Es el Espíritu del Resucitado, el que quiere derramar sobre la faz de la tierra para renovarla. Es el Señor el que se acerca a nosotros y nos devuelve la vida sacándonos de nuestros sepulcros, invitándonos a recuperar lo esencial: a abrir el corazón y no tener miedo al amor, crear la fraternidad de los hijos de Dios, vivir justamente  compartiendo los bienes espirituales y materiales, disfrutar de lo pequeño y poner nuestra esperanza sólo en Dios, nuestro Padre que cuida de nosotros y que es el único que conoce el día y la hora en el que este primer mundo pase y Él pueda enjugar toda lágrima de nuestros ojos, cuando ya no haya muerte, ni más duelo, ni clamor, ni dolor.

El apóstol san Juan nos dice en su primera carta: “Nosotros sabemos que hemos pasado de muerte a vida, en que amamos a los hermanos. El que no ama a su hermano, permanece en muerte” (1 Jn 3, 14). Luego el amor es la causa – origen y el fruto – meta de esta transformación. El amor nos hace pasar de la muerte a la vida. He aquí la centralidad del amor como expresión de lo que Dios mismo es y de la vocación del hombre: creado por amor y para amar.

Cuando los maestros de la ley interrogan a Jesús buscando argumentos para condenarlo y tendiéndole una trampa tras otra con la intención de que cayera tarde o temprano, no consiguen su propósito, al contrario, le brindan la oportunidad para que pueda declarar solemnemente que en el doble mandamiento del amor – a Dios y al prójimo – se sostienen toda la Ley y los Profetas.
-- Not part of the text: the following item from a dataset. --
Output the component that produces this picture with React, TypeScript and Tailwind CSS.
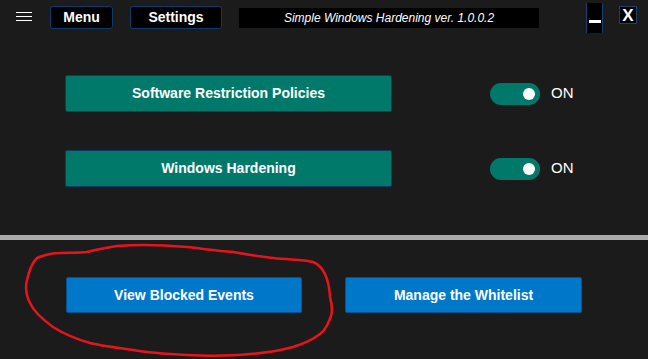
import React from "react";

function Toggle() {
  return (
    <div className="ml-[98px] flex h-[22px] w-[50px] items-center justify-end rounded-full bg-[#00796b] pr-[5px]">
      <div className="h-[12px] w-[12px] rounded-full bg-white" />
    </div>
  );
}

function Row({ label }: { label: string }) {
  return (
    <div className="flex items-center">
      <div className="ml-[65px] flex h-[37px] w-[327px] items-center justify-center rounded-[2px] border border-[#0c3b6a] bg-[#00796b] text-[14px] font-bold text-white">
        {label}
      </div>
      <Toggle />
      <span className="ml-[11px] text-[15px] text-white">ON</span>
    </div>
  );
}

export default function App() {
  return (
    <div
      className="relative h-[359px] w-[648px] overflow-hidden bg-[#1b1b1b]"
      style={{ fontFamily: '"Liberation Sans", Arial, sans-serif' }}
    >
      {/* top bar */}
      <div className="flex h-[36px] items-start">
        <div className="ml-[16px] mt-[12px] flex w-[16px] flex-col gap-[3px]">
          <div className="h-px bg-white" />
          <div className="h-px bg-white" />
          <div className="h-px bg-white" />
        </div>
        <div className="ml-[18px] mt-[6px] flex h-[23px] w-[63px] items-center justify-center rounded-[3px] border border-[#0d3a6b] bg-black text-[14px] font-bold text-white">
          Menu
        </div>
        <div className="ml-[17px] mt-[6px] flex h-[23px] w-[92px] items-center justify-center rounded-[3px] border border-[#0d3a6b] bg-black text-[14px] font-bold text-white">
          Settings
        </div>
        <div className="ml-[17px] mt-[8px] flex h-[20px] w-[300px] items-center justify-center bg-black text-[12px] italic text-white">
          Simple Windows Hardening ver. 1.0.0.2
        </div>
        <div className="ml-[47px] mt-[3px] flex h-[30px] w-[17px] items-start justify-center border-x border-[#16406e] bg-black pt-[17px]">
          <div className="h-[3px] w-[12px] bg-white" />
        </div>
        <div className="ml-[16px] mt-[6px] flex h-[18px] w-[18px] items-center justify-center border border-[#16406e] bg-black text-[17px] font-bold leading-none text-white">
          X
        </div>
      </div>

      {/* toggles section */}
      <div className="flex flex-col gap-[38px] pt-[39px]">
        <Row label="Software Restriction Policies" />
        <Row label="Windows Hardening" />
      </div>

      {/* divider */}
      <div className="mt-[48px] h-[5px] w-full bg-[#aaaaaa]" />

      {/* bottom buttons */}
      <div className="flex pt-[37px]">
        <div className="ml-[66px] flex h-[36px] w-[236px] items-center justify-center rounded-[2px] border border-[#0b4f8a] bg-[#0077c8] text-[14px] font-bold text-white">
          View Blocked Events
        </div>
        <div className="ml-[43px] flex h-[36px] w-[237px] items-center justify-center rounded-[2px] border border-[#0b4f8a] bg-[#0077c8] text-[14px] font-bold text-white">
          Manage the Whitelist
        </div>
      </div>

      {/* hand-drawn red annotation */}
      <svg
        className="pointer-events-none absolute left-0 top-0"
        width="648"
        height="359"
        viewBox="0 0 648 359"
      >
        <path
          d="M37 258 C55 250 70 254 87 252 C98 249 104 248 117 246 C140 244 165 245 187 247 C205 249 218 251 233 252 C250 255 262 257 273 258 C290 260 302 259 313 262 C325 267 329 280 330 297 C332 305 333 310 331 316 C328 324 326 329 320 334 C311 341 303 344 293 347 C278 351 265 353 250 354 C230 356 208 356 187 355 C168 354 150 353 133 350 C118 348 103 346 90 343 C76 339 64 334 53 327 C42 319 34 312 30 303 C26 295 25 288 27 280 C29 271 31 264 37 258 Z"
          fill="none"
          stroke="#e8141c"
          strokeWidth="2.5"
          strokeLinejoin="round"
        />
      </svg>
    </div>
  );
}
El amor es la única prioridad, en esto nos jugamos el presente y el futuro.

Meditemos para terminar este poema que según aseguran algunos de sus más cercanos colaboradores rezó Karol Wojtyla cuando fue elegido Papa:

«El amor me lo ha explicado todo, / el amor me lo ha resuelto todo, / por eso admiro el amor / donde quiera que se encuentre. / Si el amor es tan grande como sencillo, / si el anhelo más simple se puede encontrar en la nostalgia, / entonces puedo entender porque Dios / quiere ser recibido por gente sencilla, / por esos cuyos corazones son puros / y no encuentran palabras para expresar su amor. / Dios ha venido hasta aquí / y se ha parado a poca distancia de la nada, / muy cerca de nuestros ojos. / Quizá la vida es una ola de sorpresas, / una ola más alta que la muerte, / no tengáis miedo jamás».